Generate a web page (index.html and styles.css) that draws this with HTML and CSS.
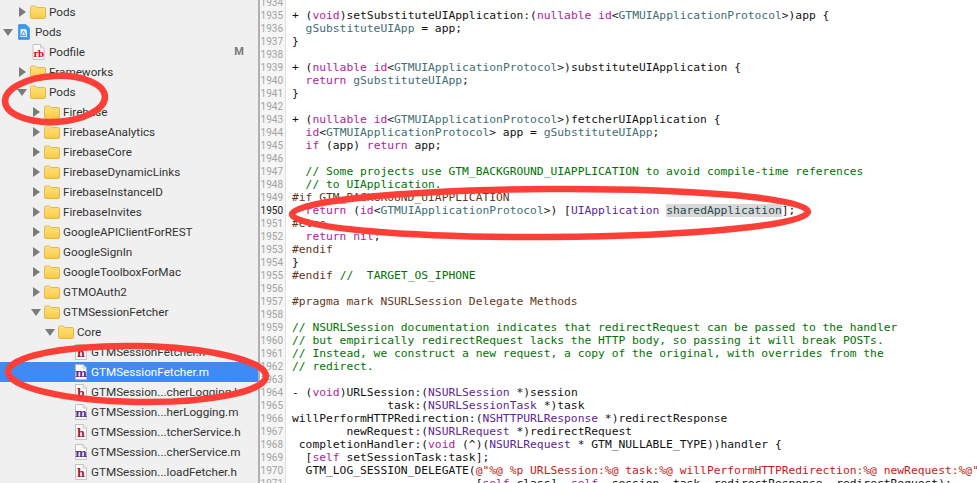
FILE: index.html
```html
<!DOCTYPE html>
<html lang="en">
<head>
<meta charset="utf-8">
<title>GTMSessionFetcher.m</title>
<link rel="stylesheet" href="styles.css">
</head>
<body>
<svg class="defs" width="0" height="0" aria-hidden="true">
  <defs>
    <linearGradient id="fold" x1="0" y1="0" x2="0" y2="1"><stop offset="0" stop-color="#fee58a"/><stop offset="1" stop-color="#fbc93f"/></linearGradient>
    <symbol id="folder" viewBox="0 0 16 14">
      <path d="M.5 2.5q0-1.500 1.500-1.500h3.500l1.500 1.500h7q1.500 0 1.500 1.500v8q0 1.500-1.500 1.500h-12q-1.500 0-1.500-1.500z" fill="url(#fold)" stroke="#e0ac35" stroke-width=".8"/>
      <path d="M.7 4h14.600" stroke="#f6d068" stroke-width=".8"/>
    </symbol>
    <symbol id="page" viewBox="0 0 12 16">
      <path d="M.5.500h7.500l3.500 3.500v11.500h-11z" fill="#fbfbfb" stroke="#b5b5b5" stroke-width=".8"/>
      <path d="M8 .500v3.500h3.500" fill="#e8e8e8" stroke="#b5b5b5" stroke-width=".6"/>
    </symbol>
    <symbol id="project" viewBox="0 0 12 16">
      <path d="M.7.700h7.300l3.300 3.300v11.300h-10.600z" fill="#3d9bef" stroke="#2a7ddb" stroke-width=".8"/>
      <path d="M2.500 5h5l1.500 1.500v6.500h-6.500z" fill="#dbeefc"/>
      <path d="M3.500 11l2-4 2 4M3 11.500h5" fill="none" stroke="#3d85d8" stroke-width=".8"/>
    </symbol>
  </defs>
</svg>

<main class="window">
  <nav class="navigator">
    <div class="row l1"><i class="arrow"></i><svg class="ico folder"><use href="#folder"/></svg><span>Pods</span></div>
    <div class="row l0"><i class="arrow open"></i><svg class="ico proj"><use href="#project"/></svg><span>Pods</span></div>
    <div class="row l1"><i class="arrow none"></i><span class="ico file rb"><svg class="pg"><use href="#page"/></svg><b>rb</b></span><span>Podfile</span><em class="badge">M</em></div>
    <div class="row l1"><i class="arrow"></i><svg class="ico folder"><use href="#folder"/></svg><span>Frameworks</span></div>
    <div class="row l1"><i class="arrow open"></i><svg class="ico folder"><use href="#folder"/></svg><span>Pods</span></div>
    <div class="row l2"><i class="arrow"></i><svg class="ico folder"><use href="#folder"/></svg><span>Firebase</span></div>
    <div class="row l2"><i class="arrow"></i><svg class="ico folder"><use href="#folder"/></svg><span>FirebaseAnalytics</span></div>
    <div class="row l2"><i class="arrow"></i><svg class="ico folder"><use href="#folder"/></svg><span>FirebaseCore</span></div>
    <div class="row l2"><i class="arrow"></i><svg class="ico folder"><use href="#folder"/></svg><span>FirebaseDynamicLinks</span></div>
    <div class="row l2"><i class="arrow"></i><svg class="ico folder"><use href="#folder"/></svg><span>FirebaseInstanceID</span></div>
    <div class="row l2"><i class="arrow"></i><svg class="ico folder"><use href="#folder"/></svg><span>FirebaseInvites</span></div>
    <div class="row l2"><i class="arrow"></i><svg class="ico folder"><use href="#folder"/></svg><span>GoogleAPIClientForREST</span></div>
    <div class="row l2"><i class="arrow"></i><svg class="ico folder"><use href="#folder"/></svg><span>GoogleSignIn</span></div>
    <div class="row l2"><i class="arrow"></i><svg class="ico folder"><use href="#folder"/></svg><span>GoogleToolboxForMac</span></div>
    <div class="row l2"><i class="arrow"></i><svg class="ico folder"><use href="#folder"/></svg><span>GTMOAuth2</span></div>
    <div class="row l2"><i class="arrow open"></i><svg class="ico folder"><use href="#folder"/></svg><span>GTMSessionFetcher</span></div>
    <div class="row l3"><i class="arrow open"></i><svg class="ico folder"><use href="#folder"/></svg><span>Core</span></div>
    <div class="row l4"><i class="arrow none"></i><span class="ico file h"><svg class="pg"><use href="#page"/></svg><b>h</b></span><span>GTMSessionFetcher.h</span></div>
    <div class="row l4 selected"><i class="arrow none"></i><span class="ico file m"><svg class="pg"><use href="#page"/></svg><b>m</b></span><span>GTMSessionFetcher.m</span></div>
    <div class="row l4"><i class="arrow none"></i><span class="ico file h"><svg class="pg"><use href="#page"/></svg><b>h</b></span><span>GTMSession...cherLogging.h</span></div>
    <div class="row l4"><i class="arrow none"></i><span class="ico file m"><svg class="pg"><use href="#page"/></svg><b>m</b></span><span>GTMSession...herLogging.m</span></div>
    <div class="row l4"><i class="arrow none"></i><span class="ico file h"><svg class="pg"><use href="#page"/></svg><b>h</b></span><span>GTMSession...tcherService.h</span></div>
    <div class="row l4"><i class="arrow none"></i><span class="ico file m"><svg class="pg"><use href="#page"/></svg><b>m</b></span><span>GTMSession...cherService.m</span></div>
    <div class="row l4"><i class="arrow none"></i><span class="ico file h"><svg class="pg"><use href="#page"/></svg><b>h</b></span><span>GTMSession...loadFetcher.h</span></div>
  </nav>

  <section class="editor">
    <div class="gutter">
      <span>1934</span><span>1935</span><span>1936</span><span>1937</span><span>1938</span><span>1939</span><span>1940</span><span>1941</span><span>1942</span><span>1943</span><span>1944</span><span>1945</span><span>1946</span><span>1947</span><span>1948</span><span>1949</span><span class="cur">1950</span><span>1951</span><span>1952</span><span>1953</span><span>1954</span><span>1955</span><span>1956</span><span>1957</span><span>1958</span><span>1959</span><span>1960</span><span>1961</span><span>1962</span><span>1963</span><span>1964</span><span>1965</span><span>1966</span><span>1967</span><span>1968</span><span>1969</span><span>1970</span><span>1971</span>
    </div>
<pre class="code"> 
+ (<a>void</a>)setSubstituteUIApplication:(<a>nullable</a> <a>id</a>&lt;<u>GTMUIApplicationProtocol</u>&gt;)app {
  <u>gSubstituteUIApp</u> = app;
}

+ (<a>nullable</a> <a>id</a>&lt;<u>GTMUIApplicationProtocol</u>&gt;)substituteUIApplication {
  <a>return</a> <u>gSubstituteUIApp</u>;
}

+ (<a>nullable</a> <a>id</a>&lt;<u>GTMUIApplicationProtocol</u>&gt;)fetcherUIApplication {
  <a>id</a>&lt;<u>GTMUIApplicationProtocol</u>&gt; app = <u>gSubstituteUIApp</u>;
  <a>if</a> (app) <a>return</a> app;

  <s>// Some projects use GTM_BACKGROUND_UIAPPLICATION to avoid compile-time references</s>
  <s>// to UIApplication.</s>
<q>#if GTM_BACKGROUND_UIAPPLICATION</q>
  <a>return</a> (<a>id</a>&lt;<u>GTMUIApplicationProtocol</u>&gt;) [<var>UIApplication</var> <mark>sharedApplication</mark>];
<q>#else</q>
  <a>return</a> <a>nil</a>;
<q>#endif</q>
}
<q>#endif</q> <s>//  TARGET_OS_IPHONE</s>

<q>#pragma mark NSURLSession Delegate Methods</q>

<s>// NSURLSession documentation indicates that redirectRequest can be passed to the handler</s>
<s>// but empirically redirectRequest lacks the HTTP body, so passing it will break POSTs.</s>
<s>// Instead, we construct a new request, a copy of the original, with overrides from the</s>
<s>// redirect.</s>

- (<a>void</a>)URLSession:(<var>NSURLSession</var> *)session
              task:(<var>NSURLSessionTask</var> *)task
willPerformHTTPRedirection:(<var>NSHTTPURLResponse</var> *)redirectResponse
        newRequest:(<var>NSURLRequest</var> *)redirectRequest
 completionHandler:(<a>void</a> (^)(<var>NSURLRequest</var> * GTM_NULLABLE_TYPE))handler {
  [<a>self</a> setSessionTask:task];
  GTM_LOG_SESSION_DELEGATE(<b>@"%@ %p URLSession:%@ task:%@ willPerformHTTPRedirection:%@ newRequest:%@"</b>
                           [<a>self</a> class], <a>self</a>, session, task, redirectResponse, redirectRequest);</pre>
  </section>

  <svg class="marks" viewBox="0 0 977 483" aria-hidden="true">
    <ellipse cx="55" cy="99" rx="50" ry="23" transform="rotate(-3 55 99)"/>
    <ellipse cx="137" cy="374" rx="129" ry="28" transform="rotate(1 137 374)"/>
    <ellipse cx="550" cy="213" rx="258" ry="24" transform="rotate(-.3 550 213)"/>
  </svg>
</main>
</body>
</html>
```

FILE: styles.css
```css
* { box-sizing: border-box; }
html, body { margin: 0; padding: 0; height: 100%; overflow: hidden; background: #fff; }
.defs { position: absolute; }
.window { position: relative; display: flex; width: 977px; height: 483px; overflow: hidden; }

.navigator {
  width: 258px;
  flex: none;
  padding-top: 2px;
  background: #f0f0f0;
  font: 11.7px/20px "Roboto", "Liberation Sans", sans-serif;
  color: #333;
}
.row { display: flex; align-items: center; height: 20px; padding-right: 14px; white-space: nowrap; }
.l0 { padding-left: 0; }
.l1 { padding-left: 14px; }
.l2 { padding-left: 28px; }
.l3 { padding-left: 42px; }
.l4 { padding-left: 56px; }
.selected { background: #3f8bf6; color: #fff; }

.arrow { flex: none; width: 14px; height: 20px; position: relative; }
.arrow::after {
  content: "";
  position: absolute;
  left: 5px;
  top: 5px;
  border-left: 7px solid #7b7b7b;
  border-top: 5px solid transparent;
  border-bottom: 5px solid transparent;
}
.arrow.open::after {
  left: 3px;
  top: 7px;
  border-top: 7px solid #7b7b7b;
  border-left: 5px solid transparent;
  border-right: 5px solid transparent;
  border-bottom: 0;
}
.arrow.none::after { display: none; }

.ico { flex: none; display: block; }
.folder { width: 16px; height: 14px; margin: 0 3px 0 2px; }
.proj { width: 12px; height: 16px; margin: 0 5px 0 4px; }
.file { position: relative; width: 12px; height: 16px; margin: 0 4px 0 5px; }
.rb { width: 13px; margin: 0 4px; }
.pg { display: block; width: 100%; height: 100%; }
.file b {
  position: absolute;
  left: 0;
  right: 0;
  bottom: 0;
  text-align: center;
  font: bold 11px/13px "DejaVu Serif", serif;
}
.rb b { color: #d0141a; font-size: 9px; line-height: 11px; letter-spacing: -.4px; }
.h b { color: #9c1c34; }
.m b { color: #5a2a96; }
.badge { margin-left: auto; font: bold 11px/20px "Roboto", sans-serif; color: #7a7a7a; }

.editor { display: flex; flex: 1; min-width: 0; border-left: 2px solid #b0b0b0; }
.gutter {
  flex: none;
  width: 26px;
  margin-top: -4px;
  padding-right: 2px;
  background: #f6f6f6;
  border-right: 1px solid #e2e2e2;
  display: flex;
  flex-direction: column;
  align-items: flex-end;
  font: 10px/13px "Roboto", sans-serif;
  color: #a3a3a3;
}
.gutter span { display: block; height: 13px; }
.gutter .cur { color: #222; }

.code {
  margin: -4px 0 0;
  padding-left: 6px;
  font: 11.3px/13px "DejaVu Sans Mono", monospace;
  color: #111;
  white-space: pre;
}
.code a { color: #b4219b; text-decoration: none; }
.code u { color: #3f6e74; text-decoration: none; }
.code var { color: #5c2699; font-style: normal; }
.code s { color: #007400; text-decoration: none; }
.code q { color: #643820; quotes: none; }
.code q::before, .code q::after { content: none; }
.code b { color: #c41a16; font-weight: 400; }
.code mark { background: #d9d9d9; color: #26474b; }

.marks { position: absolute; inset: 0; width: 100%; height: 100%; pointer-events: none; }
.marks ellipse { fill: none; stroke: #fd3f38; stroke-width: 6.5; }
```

------------------------------------------------------------

TASK INSTRUCTIONS:
Working from the listing above, pick out every line that has "page" and copy it.

EXERCISE OUTPUT:
Generate a web page (index.html and styles.css) that draws this with HTML and CSS.
    <symbol id="page" viewBox="0 0 12 16">
    <div class="row l1"><i class="arrow none"></i><span class="ico file rb"><svg class="pg"><use href="#page"/></svg><b>rb</b></span><span>Podfile</span><em class="badge">M</em></div>
    <div class="row l4"><i class="arrow none"></i><span class="ico file h"><svg class="pg"><use href="#page"/></svg><b>h</b></span><span>GTMSessionFetcher.h</span></div>
    <div class="row l4 selected"><i class="arrow none"></i><span class="ico file m"><svg class="pg"><use href="#page"/></svg><b>m</b></span><span>GTMSessionFetcher.m</span></div>
    <div class="row l4"><i class="arrow none"></i><span class="ico file h"><svg class="pg"><use href="#page"/></svg><b>h</b></span><span>GTMSession...cherLogging.h</span></div>
    <div class="row l4"><i class="arrow none"></i><span class="ico file m"><svg class="pg"><use href="#page"/></svg><b>m</b></span><span>GTMSession...herLogging.m</span></div>
    <div class="row l4"><i class="arrow none"></i><span class="ico file h"><svg class="pg"><use href="#page"/></svg><b>h</b></span><span>GTMSession...tcherService.h</span></div>
    <div class="row l4"><i class="arrow none"></i><span class="ico file m"><svg class="pg"><use href="#page"/></svg><b>m</b></span><span>GTMSession...cherService.m</span></div>
    <div class="row l4"><i class="arrow none"></i><span class="ico file h"><svg class="pg"><use href="#page"/></svg><b>h</b></span><span>GTMSession...loadFetcher.h</span></div>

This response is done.